__REQUIREMENT__
Pick out each line with the word "screenshot" from the material that follows.

__DATASET CONTENT__
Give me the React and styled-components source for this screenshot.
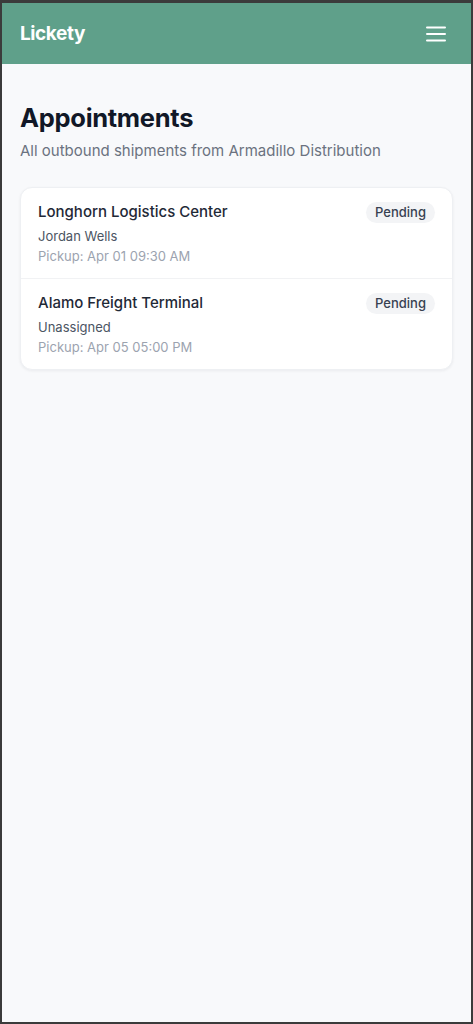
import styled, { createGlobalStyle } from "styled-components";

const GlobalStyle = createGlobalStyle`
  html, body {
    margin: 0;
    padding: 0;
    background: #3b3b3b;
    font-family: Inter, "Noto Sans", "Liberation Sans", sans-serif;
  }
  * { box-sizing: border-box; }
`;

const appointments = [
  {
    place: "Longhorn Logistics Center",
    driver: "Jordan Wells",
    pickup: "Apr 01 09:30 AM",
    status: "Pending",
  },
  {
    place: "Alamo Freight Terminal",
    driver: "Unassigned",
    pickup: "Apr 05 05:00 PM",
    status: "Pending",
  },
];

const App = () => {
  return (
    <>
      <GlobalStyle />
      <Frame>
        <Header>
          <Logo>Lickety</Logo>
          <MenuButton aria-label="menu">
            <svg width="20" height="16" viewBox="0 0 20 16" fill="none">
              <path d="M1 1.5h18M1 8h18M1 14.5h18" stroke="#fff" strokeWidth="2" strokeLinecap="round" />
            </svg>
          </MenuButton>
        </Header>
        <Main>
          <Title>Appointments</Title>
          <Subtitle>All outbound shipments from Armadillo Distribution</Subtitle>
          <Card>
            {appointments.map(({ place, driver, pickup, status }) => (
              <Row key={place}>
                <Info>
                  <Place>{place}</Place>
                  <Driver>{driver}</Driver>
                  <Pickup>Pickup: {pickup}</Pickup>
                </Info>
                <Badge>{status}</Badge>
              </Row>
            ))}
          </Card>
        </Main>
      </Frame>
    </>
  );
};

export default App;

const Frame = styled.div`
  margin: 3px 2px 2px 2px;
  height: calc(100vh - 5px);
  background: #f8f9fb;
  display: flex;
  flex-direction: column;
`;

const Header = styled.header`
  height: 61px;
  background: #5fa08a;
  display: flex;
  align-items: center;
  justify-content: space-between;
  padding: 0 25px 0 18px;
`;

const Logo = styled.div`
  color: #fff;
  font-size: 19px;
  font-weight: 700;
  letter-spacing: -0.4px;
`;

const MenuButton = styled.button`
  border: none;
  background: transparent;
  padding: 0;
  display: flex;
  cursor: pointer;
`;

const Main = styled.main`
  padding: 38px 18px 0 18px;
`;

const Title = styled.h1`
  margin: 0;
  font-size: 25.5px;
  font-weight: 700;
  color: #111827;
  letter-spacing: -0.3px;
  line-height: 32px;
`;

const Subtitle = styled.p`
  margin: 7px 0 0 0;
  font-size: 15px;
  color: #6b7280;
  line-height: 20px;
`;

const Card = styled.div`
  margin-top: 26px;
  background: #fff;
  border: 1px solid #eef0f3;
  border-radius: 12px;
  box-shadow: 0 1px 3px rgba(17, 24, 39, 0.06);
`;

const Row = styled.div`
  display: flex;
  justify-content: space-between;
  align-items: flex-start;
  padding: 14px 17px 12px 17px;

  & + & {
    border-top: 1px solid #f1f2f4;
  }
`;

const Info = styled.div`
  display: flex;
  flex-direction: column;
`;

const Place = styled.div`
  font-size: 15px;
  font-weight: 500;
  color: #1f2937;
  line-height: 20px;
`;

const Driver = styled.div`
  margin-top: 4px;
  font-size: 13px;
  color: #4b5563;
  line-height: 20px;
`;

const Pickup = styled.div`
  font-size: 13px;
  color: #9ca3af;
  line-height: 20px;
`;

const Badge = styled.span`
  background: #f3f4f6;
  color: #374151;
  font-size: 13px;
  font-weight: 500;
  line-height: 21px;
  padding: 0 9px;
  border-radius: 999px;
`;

---

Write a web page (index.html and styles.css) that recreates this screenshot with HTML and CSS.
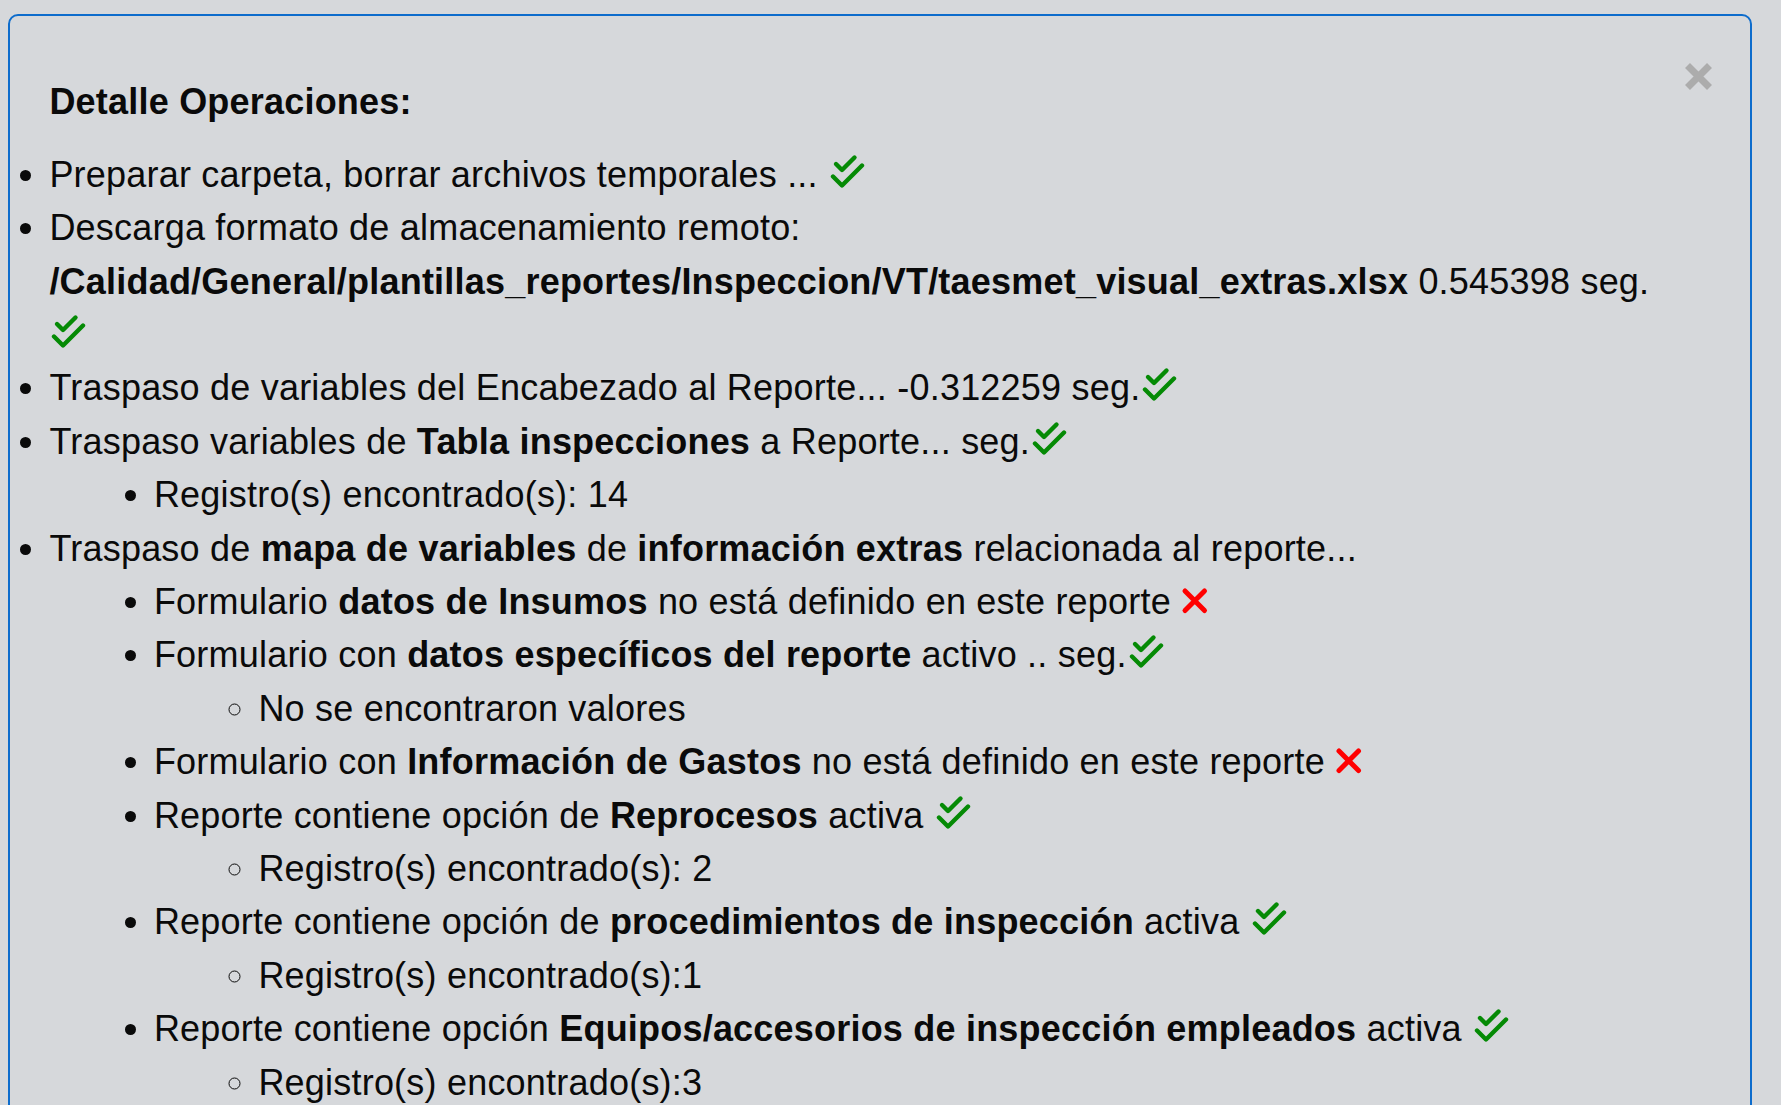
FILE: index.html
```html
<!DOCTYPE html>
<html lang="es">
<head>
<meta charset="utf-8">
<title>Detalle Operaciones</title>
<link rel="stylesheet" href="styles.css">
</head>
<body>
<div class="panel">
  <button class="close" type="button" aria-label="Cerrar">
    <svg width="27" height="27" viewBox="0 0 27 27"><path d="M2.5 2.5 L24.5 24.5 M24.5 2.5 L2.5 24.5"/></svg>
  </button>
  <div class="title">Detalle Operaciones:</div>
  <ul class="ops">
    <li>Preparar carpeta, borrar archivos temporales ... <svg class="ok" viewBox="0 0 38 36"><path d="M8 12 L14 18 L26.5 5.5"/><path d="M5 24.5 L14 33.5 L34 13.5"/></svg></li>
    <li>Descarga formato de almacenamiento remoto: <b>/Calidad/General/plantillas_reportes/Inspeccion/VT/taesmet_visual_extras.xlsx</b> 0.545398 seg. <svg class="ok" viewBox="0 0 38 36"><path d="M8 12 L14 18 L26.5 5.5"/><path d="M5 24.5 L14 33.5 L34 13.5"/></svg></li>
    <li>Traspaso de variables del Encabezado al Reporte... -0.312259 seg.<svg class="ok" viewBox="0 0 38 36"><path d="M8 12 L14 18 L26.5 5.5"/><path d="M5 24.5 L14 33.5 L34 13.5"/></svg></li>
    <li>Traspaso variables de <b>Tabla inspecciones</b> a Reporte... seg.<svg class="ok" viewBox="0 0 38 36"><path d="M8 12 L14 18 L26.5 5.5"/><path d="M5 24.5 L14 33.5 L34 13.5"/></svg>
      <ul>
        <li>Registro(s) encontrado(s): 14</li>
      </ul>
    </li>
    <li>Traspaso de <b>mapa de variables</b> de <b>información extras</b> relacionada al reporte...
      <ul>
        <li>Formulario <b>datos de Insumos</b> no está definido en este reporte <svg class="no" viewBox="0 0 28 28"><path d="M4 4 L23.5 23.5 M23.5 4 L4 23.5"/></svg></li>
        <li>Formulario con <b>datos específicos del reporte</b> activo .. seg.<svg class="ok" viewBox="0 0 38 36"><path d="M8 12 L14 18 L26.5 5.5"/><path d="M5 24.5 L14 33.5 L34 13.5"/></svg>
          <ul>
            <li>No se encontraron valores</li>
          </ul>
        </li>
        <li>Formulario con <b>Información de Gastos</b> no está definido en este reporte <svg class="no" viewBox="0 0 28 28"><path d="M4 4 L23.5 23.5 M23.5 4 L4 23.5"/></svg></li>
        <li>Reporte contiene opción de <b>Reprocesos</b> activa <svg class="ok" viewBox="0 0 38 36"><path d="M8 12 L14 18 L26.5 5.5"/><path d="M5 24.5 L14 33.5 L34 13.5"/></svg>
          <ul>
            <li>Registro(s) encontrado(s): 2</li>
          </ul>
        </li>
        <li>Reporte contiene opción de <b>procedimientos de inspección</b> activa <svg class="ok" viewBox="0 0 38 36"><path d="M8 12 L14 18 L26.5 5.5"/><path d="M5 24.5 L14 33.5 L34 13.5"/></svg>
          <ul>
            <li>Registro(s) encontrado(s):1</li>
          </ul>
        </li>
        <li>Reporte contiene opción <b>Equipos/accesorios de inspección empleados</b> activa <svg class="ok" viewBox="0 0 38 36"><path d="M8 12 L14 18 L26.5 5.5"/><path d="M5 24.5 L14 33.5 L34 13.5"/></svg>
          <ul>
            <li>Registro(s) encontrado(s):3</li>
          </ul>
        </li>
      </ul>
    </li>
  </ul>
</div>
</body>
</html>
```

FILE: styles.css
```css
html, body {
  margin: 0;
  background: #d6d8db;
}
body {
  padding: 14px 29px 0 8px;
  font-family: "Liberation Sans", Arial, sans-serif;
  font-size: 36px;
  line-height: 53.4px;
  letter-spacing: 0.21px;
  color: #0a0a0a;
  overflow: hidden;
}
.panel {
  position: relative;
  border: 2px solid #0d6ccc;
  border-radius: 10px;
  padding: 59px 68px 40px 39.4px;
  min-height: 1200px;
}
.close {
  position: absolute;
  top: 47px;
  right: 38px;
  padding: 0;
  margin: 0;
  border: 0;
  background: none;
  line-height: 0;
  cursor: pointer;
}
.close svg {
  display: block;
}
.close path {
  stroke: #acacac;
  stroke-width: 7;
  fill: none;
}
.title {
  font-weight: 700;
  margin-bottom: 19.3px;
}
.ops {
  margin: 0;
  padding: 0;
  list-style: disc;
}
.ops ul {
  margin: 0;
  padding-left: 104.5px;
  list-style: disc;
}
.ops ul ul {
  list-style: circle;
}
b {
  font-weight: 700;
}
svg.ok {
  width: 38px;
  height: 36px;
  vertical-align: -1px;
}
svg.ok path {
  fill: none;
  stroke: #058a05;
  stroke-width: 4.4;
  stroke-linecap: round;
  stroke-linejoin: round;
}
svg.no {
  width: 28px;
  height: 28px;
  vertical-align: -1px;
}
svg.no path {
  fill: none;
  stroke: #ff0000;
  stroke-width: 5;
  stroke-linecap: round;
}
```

==

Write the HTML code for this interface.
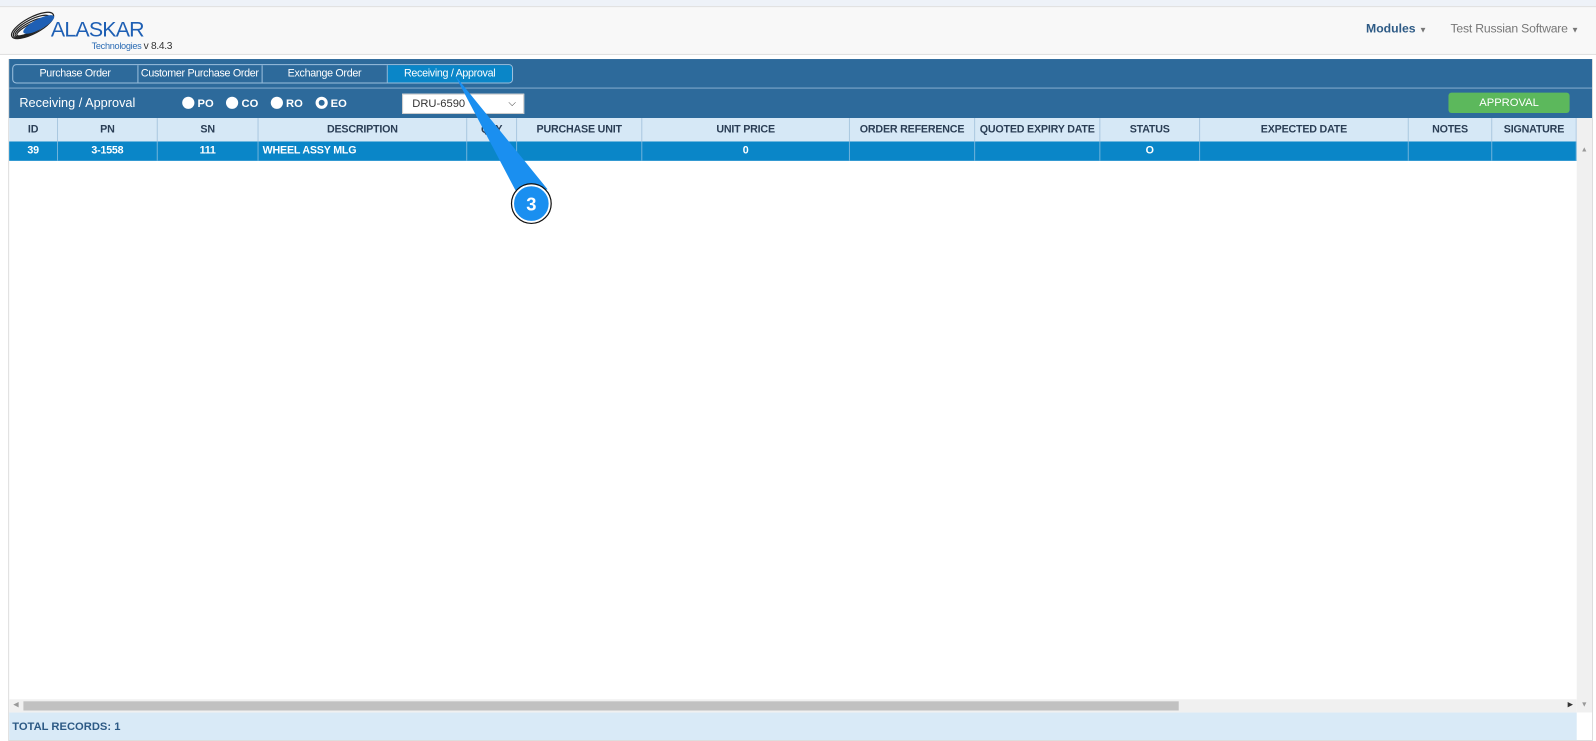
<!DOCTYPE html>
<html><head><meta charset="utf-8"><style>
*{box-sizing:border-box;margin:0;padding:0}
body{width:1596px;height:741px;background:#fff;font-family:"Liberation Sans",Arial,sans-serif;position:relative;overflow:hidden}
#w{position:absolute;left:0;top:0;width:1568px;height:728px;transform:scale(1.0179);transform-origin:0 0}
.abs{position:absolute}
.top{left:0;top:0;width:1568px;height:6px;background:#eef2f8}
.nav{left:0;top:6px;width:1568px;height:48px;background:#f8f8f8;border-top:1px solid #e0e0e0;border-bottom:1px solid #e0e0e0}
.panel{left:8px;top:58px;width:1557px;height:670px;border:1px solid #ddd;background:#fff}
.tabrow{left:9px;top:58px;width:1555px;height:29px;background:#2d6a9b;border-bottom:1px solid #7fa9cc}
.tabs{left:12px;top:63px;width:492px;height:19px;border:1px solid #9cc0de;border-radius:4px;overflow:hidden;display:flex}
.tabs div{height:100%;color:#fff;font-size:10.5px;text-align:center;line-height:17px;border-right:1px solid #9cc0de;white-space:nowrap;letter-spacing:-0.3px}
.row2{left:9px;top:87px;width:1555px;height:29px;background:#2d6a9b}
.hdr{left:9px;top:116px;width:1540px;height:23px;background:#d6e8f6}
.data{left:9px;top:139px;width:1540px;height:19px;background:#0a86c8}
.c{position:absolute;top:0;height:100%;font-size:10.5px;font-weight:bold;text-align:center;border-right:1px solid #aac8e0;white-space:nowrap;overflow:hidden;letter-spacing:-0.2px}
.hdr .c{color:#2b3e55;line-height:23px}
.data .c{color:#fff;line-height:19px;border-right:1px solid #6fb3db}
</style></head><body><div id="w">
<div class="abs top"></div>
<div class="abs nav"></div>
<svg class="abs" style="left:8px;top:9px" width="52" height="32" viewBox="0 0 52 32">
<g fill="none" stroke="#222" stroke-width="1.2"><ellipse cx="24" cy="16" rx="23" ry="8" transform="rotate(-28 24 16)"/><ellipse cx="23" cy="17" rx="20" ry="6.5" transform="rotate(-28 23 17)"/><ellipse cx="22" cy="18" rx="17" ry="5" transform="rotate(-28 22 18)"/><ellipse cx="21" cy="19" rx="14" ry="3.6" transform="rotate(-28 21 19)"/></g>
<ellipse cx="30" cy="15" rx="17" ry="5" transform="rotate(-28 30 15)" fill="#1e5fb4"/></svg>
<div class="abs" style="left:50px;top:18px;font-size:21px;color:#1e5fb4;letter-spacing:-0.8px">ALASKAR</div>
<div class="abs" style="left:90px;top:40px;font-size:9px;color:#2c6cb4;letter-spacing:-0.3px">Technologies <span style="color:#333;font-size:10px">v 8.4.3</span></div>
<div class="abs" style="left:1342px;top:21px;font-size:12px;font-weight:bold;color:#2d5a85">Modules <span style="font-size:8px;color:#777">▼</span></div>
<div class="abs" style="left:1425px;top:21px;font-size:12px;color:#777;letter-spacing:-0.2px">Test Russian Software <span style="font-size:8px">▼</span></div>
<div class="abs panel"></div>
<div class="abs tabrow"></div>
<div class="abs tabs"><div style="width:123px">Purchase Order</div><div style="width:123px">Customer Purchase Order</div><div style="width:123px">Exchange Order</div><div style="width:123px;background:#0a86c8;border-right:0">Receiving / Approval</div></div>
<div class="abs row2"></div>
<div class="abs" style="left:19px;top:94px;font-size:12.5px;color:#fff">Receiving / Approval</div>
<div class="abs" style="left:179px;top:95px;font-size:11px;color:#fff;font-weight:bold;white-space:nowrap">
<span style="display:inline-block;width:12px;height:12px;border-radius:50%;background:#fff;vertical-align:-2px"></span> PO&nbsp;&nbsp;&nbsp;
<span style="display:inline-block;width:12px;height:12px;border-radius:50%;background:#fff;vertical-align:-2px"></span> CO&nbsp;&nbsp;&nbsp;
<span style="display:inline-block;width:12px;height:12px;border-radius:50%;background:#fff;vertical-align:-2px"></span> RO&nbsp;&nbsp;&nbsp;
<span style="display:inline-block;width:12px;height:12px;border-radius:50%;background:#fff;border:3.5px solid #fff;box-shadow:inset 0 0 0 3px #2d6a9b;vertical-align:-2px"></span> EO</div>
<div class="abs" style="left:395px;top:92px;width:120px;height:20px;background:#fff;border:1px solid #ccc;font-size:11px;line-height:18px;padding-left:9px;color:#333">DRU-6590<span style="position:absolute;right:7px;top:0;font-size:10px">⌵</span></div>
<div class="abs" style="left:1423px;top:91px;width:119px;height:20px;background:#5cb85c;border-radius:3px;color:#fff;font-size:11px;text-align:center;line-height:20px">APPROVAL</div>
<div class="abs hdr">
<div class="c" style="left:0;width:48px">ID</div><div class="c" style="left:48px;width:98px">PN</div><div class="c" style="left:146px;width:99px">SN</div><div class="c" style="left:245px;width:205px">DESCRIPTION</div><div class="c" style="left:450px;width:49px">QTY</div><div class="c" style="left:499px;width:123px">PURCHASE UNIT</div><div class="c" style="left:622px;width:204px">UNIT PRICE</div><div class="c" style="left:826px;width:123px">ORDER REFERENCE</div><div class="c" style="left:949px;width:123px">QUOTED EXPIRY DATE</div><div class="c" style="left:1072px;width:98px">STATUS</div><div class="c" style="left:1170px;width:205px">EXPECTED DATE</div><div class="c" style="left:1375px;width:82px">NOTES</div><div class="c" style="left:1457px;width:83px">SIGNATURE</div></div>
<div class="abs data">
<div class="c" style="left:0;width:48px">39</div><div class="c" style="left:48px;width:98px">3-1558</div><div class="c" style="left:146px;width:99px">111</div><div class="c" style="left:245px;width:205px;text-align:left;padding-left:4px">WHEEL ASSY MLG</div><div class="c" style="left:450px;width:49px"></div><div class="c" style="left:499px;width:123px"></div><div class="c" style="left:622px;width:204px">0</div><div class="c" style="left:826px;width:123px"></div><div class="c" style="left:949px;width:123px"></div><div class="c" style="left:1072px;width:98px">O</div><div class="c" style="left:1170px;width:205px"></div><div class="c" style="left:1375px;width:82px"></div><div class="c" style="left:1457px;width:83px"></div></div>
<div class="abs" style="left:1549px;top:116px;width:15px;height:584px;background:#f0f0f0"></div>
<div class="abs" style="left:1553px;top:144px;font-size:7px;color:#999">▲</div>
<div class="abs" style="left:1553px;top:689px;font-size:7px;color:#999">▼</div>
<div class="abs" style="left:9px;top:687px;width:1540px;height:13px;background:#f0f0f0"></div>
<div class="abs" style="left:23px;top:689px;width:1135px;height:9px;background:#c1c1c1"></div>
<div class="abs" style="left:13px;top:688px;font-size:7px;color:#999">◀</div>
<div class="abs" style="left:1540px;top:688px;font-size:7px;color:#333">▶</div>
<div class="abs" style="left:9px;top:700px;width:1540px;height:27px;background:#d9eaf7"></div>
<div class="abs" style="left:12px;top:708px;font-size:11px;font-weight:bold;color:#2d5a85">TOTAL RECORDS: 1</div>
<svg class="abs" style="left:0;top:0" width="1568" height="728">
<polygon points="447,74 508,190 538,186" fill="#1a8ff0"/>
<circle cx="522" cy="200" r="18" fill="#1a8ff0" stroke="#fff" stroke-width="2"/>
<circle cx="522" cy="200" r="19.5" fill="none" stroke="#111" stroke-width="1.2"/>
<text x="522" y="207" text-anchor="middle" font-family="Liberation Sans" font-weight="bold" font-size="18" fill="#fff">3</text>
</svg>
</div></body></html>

__SOLUTION TO THE EXERCISE__
Give me the React and styled-components source for this screenshot.
Write a web page (index.html and styles.css) that recreates this screenshot with HTML and CSS.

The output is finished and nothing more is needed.